I just finished skimming thru the forms and instructions for the PPP Loan Forgiveness Application.

My largest client is a multi-location restaurant with 70 employees.

This will be just as time consuming as preparing their Form 1120 and they have hundreds of assets.

 Currently I have 4 clients that have received a PPP Loan and 2 more that are waiting to be finalized.

I think the absolute minimum I would charge to do one of these applications is $500 and that's for a client with 2 or 3 employees.

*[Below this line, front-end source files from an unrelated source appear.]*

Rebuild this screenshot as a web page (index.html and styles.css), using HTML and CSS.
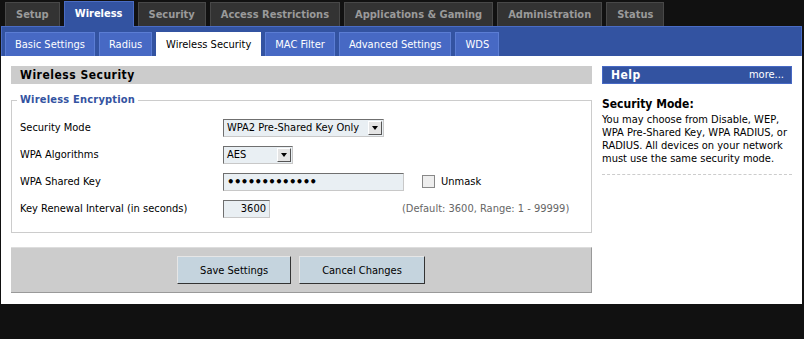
FILE: index.html
```html
<!DOCTYPE html>
<html lang="en">
  <head>
    <meta charset="UTF-8" />
    <title>Wireless Security</title>
    <link rel="stylesheet" href="styles.css">
  </head>
  <body>
    <div class="page">
      <nav class="main-tabs">
        <a class="main-tab">Setup</a>
        <a class="main-tab active">Wireless</a>
        <a class="main-tab">Security</a>
        <a class="main-tab">Access Restrictions</a>
        <a class="main-tab">Applications &amp; Gaming</a>
        <a class="main-tab">Administration</a>
        <a class="main-tab">Status</a>
      </nav>

      <div class="band">
        <nav class="sub-tabs">
          <a class="sub-tab">Basic Settings</a>
          <a class="sub-tab">Radius</a>
          <a class="sub-tab active">Wireless Security</a>
          <a class="sub-tab">MAC Filter</a>
          <a class="sub-tab">Advanced Settings</a>
          <a class="sub-tab">WDS</a>
        </nav>
      </div>

      <div class="content">
        <div class="main-col">
          <div class="section-head">Wireless Security</div>

          <fieldset class="group">
            <legend>Wireless Encryption</legend>

            <div class="form-row">
              <label>Security Mode</label>
              <span class="select select-mode">
                <span class="select-value">WPA2 Pre-Shared Key Only</span>
                <span class="select-btn"></span>
              </span>
            </div>

            <div class="form-row">
              <label>WPA Algorithms</label>
              <span class="select select-algo">
                <span class="select-value">AES</span>
                <span class="select-btn"></span>
              </span>
            </div>

            <div class="form-row">
              <label>WPA Shared Key</label>
              <input class="field field-key" type="password" value="secretkey1234" />
              <span class="unmask"><span class="check"></span>Unmask</span>
            </div>

            <div class="form-row">
              <label>Key Renewal Interval (in seconds)</label>
              <input class="field field-num" type="text" value="3600" />
              <span class="hint">(Default: 3600, Range: 1 - 99999)</span>
            </div>
          </fieldset>

          <div class="actions">
            <button class="btn">Save Settings</button>
            <button class="btn">Cancel Changes</button>
          </div>
        </div>

        <aside class="help">
          <div class="help-head">
            <span>Help</span>
            <span class="more">more...</span>
          </div>
          <h4>Security Mode:</h4>
          <p>You may choose from Disable, WEP, WPA Pre-Shared Key, WPA RADIUS, or RADIUS. All devices on your network must use the same security mode.</p>
          <div class="dashed"></div>
        </aside>
      </div>
    </div>
  </body>
</html>
```

FILE: styles.css
```css
body {
  margin: 0;
  background-color: #111;
  font-family: "DejaVu Sans Condensed", "Liberation Sans", sans-serif;
  font-size: 11px;
  color: #000;
}

.page {
  width: 801px;
  margin-left: 1px;
}

/* top level tabs */
.main-tabs {
  display: flex;
  align-items: flex-end;
  gap: 4px;
  height: 26px;
  padding-left: 4px;
}

.main-tab {
  box-sizing: border-box;
  height: 24px;
  line-height: 23px;
  padding: 0 10px;
  background-color: #333;
  border: 1px solid #484848;
  border-bottom: none;
  color: #9a9a9a;
  font-size: 11px;
  font-weight: bold;
}

.main-tab.active {
  position: relative;
  height: 26px;
  line-height: 24px;
  margin-bottom: -1px;
  background-color: #3353a1;
  border-color: #4a6cc4;
  color: #fff;
}

/* blue band with sub tabs */
.band {
  box-sizing: border-box;
  height: 30px;
  background-color: #3353a1;
  border: 1px solid #4a6cc4;
  border-bottom: none;
}

.sub-tabs {
  display: flex;
  gap: 4px;
  padding: 5px 0 0 3px;
}

.sub-tab {
  box-sizing: border-box;
  height: 24px;
  line-height: 23px;
  padding: 0 9px;
  background-color: #4769c4;
  border: 1px solid #5b7dd4;
  border-bottom: none;
  color: #fff;
}

.sub-tab.active {
  background-color: #fff;
  border-color: #fff;
  color: #000;
}

/* content */
.content {
  display: flex;
  gap: 10px;
  background-color: #fff;
  padding: 10px 10px 11px 10px;
}

.main-col {
  width: 581px;
}

.section-head {
  height: 18px;
  line-height: 18px;
  padding-left: 9px;
  background-color: #ccc;
  font-size: 12px;
  font-weight: bold;
  letter-spacing: 0.5px;
}

.group {
  margin: 9px 0 0;
  padding: 7px 8px 10px;
  border: 1px solid #ccc;
}

.group legend {
  margin-left: -3px;
  padding: 0 3px;
  color: #3353a1;
  font-size: 11px;
  font-weight: bold;
  line-height: 14px;
  letter-spacing: 0.2px;
}

.form-row {
  display: grid;
  grid-template-columns: 203px 179px auto;
  align-items: center;
  height: 27px;
}

.select {
  box-sizing: border-box;
  display: flex;
  height: 18px;
  background-color: #e9eff3;
  border: 1px solid;
  border-color: #6f6f6f #c8c8c8 #c8c8c8 #6f6f6f;
}

.select-mode {
  width: 161px;
}

.select-algo {
  width: 70px;
}

.select-value {
  flex: 1;
  padding-left: 3px;
  line-height: 16px;
}

.select-btn {
  box-sizing: border-box;
  width: 14px;
  height: 14px;
  margin: 1px 1px 0 0;
  background-color: #e4e4e4;
  border: 1px solid;
  border-color: #fff #555 #555 #fff;
  display: flex;
  align-items: center;
  justify-content: center;
}

.select-btn::after {
  content: "";
  border-left: 3px solid transparent;
  border-right: 3px solid transparent;
  border-top: 4px solid #000;
}

.field {
  box-sizing: border-box;
  height: 18px;
  margin: 0;
  padding: 0 3px;
  background-color: #e9eff3;
  border: 1px solid;
  border-color: #6f6f6f #c8c8c8 #c8c8c8 #6f6f6f;
  font-family: inherit;
  font-size: 11px;
  color: #000;
}

.field-key {
  width: 181px;
  font-size: 13px;
  font-weight: bold;
  letter-spacing: -0.6px;
}

.field-num {
  width: 47px;
  text-align: right;
}

.unmask {
  display: flex;
  align-items: center;
  margin-left: 20px;
}

.check {
  box-sizing: border-box;
  width: 13px;
  height: 13px;
  margin-right: 6px;
  background-color: #eee;
  border: 1px solid #888;
}

.hint {
  color: #666;
}

.actions {
  box-sizing: border-box;
  display: flex;
  justify-content: center;
  align-items: center;
  gap: 8px;
  height: 46px;
  margin-top: 14px;
  background-color: #ccc;
  border-top: 1px solid #ddd;
  border-right: 1px solid #999;
  border-bottom: 1px solid #999;
}

.btn {
  box-sizing: border-box;
  height: 28px;
  padding: 0 22px;
  background-color: #c5d4de;
  border: 1px solid;
  border-color: #e6e6e6 #333 #333 #e6e6e6;
  font-family: inherit;
  font-size: 11px;
  color: #000;
}

/* help panel */
.help {
  width: 190px;
}

.help-head {
  box-sizing: border-box;
  display: flex;
  justify-content: space-between;
  height: 18px;
  line-height: 16px;
  padding: 0 7px 0 8px;
  background-color: #3353a1;
  border: 1px solid #4769c4;
  color: #fff;
}

.help-head span:first-child {
  font-size: 12px;
  font-weight: bold;
  letter-spacing: 0.5px;
}

.help h4 {
  margin: 13px 0 2px;
  font-size: 12px;
  line-height: 14px;
}

.help p {
  margin: 0;
  line-height: 13px;
}

.dashed {
  margin-top: 9px;
  border-top: 1px dashed #ccc;
}
```
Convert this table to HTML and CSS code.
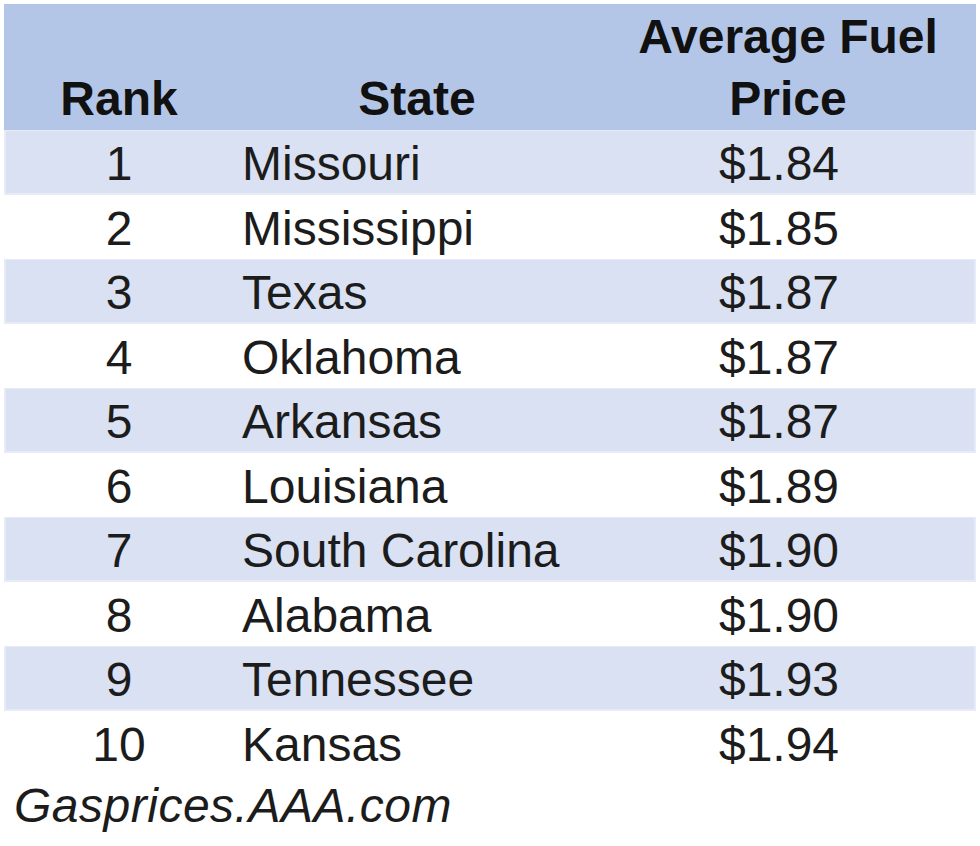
FILE: index.html
```html
<!DOCTYPE html>
<html lang="en">
<head>
    <meta charset="UTF-8">
    <title>Cheapest Fuel Prices by State</title>
    <link rel="stylesheet" href="styles.css">
</head>
<body>
    <div class="sheet">
        <table class="fuel-table">
            <colgroup>
                <col class="col-rank">
                <col class="col-state">
                <col class="col-price">
            </colgroup>
            <thead>
                <tr>
                    <th>Rank</th>
                    <th>State</th>
                    <th>Average Fuel<br>Price</th>
                </tr>
            </thead>
            <tbody>
                <tr class="band"><td>1</td><td>Missouri</td><td>$1.84</td></tr>
                <tr><td>2</td><td>Mississippi</td><td>$1.85</td></tr>
                <tr class="band"><td>3</td><td>Texas</td><td>$1.87</td></tr>
                <tr><td>4</td><td>Oklahoma</td><td>$1.87</td></tr>
                <tr class="band"><td>5</td><td>Arkansas</td><td>$1.87</td></tr>
                <tr><td>6</td><td>Louisiana</td><td>$1.89</td></tr>
                <tr class="band"><td>7</td><td>South Carolina</td><td>$1.90</td></tr>
                <tr><td>8</td><td>Alabama</td><td>$1.90</td></tr>
                <tr class="band"><td>9</td><td>Tennessee</td><td>$1.93</td></tr>
                <tr><td>10</td><td>Kansas</td><td>$1.94</td></tr>
            </tbody>
        </table>
        <div class="source">Gasprices.AAA.com</div>
    </div>
</body>
</html>
```

FILE: styles.css
```css
body {
    margin: 0;
    padding: 0;
    background-color: #ffffff;
    font-family: 'Liberation Sans', Arial, sans-serif;
    color: #1c1c1c;
}

.sheet {
    padding: 4px 4px 0 4px;
}

.fuel-table {
    width: 972px;
    border-collapse: collapse;
    table-layout: fixed;
    font-size: 48px;
}

.col-rank {
    width: 230px;
}

.col-state {
    width: 366px;
}

.col-price {
    width: 376px;
}

.fuel-table th {
    background-color: #b4c6e7;
    height: 126px;
    box-sizing: border-box;
    padding: 0;
    line-height: 62px;
    vertical-align: bottom;
    text-align: center;
    font-weight: bold;
    color: #111111;
}

.fuel-table td {
    height: 64.5px;
    padding: 7px 0 0 0;
    line-height: 53px;
    box-sizing: border-box;
    vertical-align: top;
    white-space: nowrap;
}

.fuel-table td:nth-child(1) {
    text-align: center;
}

.fuel-table td:nth-child(2) {
    text-align: left;
    padding-left: 8px;
}

.fuel-table td:nth-child(3) {
    text-align: center;
    padding-right: 18px;
}

.band td {
    background-color: #d9e1f2;
    box-shadow: inset 0 1px 0 #e6ebf7, inset 0 -2px 0 #e6ebf7;
}

.band td:first-child {
    box-shadow: inset 0 1px 0 #e6ebf7, inset 0 -2px 0 #e6ebf7, inset 2px 0 0 #e6ebf7;
}

.band td:last-child {
    box-shadow: inset 0 1px 0 #e6ebf7, inset 0 -2px 0 #e6ebf7, inset -2px 0 0 #e6ebf7;
}

.source {
    margin-top: 4px;
    padding-left: 10px;
    font-size: 48px;
    line-height: 53px;
    font-style: italic;
    letter-spacing: 0.5px;
}
```
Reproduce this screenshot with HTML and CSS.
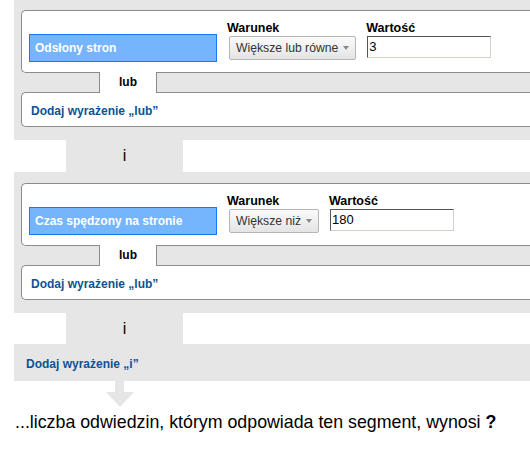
FILE: index.html
```html
<!DOCTYPE html>
<html lang="pl">
<head>
<meta charset="utf-8">
<title>Segment</title>
<link rel="stylesheet" href="styles.css">
</head>
<body>
<div class="page">
  <div class="group first">
    <div class="card cond">
      <div class="field">Odsłony stron</div>
      <div class="ctl">
        <div class="lbl">Warunek</div>
        <div class="select">Większe lub równe<span class="caret"></span></div>
      </div>
      <div class="ctl">
        <div class="lbl">Wartość</div>
        <div class="input">3</div>
      </div>
    </div>
    <div class="or-tab">lub</div>
    <div class="card add"><span class="link">Dodaj wyrażenie „lub”</span></div>
  </div>
  <div class="and-tab">i</div>
  <div class="group second">
    <div class="card cond">
      <div class="field">Czas spędzony na stronie</div>
      <div class="ctl">
        <div class="lbl">Warunek</div>
        <div class="select">Większe niż<span class="caret"></span></div>
      </div>
      <div class="ctl">
        <div class="lbl">Wartość</div>
        <div class="input">180</div>
      </div>
    </div>
    <div class="or-tab">lub</div>
    <div class="card add"><span class="link">Dodaj wyrażenie „lub”</span></div>
  </div>
  <div class="and-tab last">i</div>
  <div class="band"><span class="link">Dodaj wyrażenie „i”</span></div>
  <svg class="arrow" width="28" height="26" viewBox="0 0 28 26"><polygon points="9,0 18,0 18,11 28,11 14,26 0,11 9,11" fill="#e6e6e6"/></svg>
  <p class="result">...liczba odwiedzin, którym odpowiada ten segment, wynosi <b>?</b></p>
</div>
</body>
</html>
```
FILE: styles.css
```css
html, body {
  margin: 0;
  padding: 0;
  background: #fff;
}
body {
  font-family: "Liberation Sans", Arial, sans-serif;
  color: #000;
  width: 530px;
  overflow: hidden;
}
.page {
  padding-left: 14px;
}
.group {
  background: #e6e6e6;
  padding: 10px 0 13px 7px;
}
.group.second {
  padding-top: 11px;
}
.card {
  box-sizing: border-box;
  background: #fff;
  border: 1px solid #8c8c8c;
  border-right: none;
  border-radius: 5px 0 0 5px;
}
.card.cond {
  height: 63px;
  display: flex;
  align-items: flex-start;
  padding: 10px 0 0 7px;
}
.field {
  box-sizing: border-box;
  width: 188px;
  height: 28px;
  margin-top: 13px;
  margin-right: 10px;
  background: #74b5fd;
  border: 1px solid #1a76f2;
  color: #fff;
  font-weight: bold;
  font-size: 12px;
  line-height: 26px;
  padding-left: 5px;
}
.ctl {
  display: flex;
  flex-direction: column;
  margin-right: 10px;
}
.lbl {
  font-weight: bold;
  font-size: 12.5px;
  line-height: 15px;
  height: 15px;
}
.select {
  box-sizing: border-box;
  height: 24px;
  margin-left: 2px;
  padding: 0 6px 0 6px;
  border: 1px solid #b5b5b5;
  border-radius: 2px;
  background: linear-gradient(#fbfbfb, #e4e4e4);
  color: #333;
  font-size: 12.2px;
  line-height: 22px;
  display: flex;
  align-items: center;
  white-space: nowrap;
}
.caret {
  width: 0;
  height: 0;
  margin-left: 5px;
  border-left: 3.5px solid transparent;
  border-right: 3.5px solid transparent;
  border-top: 4px solid #8a8a8a;
}
.input {
  box-sizing: border-box;
  width: 124px;
  height: 22px;
  margin-left: 1px;
  border: 1px solid #d4d0c8;
  border-top-color: #555;
  border-left-color: #555;
  background: #fff;
  font-size: 13px;
  line-height: 20px;
  padding-left: 1px;
}
.or-tab {
  position: relative;
  z-index: 1;
  box-sizing: border-box;
  width: 58px;
  height: 21px;
  margin: -1px 0 -1px 78px;
  background: #fff;
  border-left: 1px solid #8c8c8c;
  border-right: 1px solid #8c8c8c;
  text-align: center;
  font-weight: bold;
  font-size: 12px;
  line-height: 20px;
}
.card.add {
  height: 35px;
  padding-left: 9px;
  line-height: 33px;
}
.link {
  color: #0b5394;
  font-weight: bold;
  font-size: 12px;
}
.and-tab {
  width: 117px;
  height: 32px;
  margin-left: 52px;
  background: #e6e6e6;
  text-align: center;
  font-size: 16px;
  line-height: 31px;
}
.and-tab.last {
  height: 31px;
}
.band {
  height: 37px;
  background: #e6e6e6;
  padding-left: 12px;
  line-height: 37px;
}
.arrow {
  display: block;
  margin-left: 92px;
}
.result {
  margin: 5px 0 0 1px;
  font-size: 17.8px;
  line-height: 20px;
  white-space: nowrap;
}
```
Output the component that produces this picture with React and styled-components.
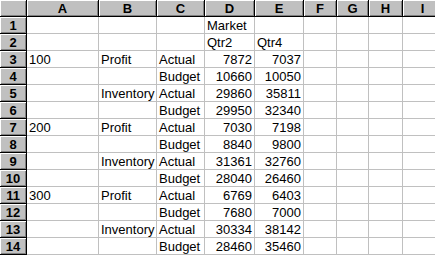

For larger clients this will be a lot of work. Now I know what I will be doing next month.🤔

 

 

Link to comment
Share on other sites

Despite gloom and doom, there are still billions left.  The "hint" is the loan process will be tweaked or some statements made, to try to get than amount used.  A "hint" for forgiveness is the 56 days will possibly lengthened, to accommodate businesses that have been unable to reopen yet, or to allow businesses to pick, within some parameters, their 56 day window (which would only be a very slight tweak).

I suspect some sort of "these really are" final rules are made public this week.  Many have already finishes their 56 days are are left wondering.  The usual example is a restaurant which has been unable to reopen, and has already funded.  Many were considering returning their loan today, which is something that should not happen.

Link to comment
Share on other sites

As was thought before, there is still nothing prohibiting an increase in employees or payroll expenses (over the application numbers).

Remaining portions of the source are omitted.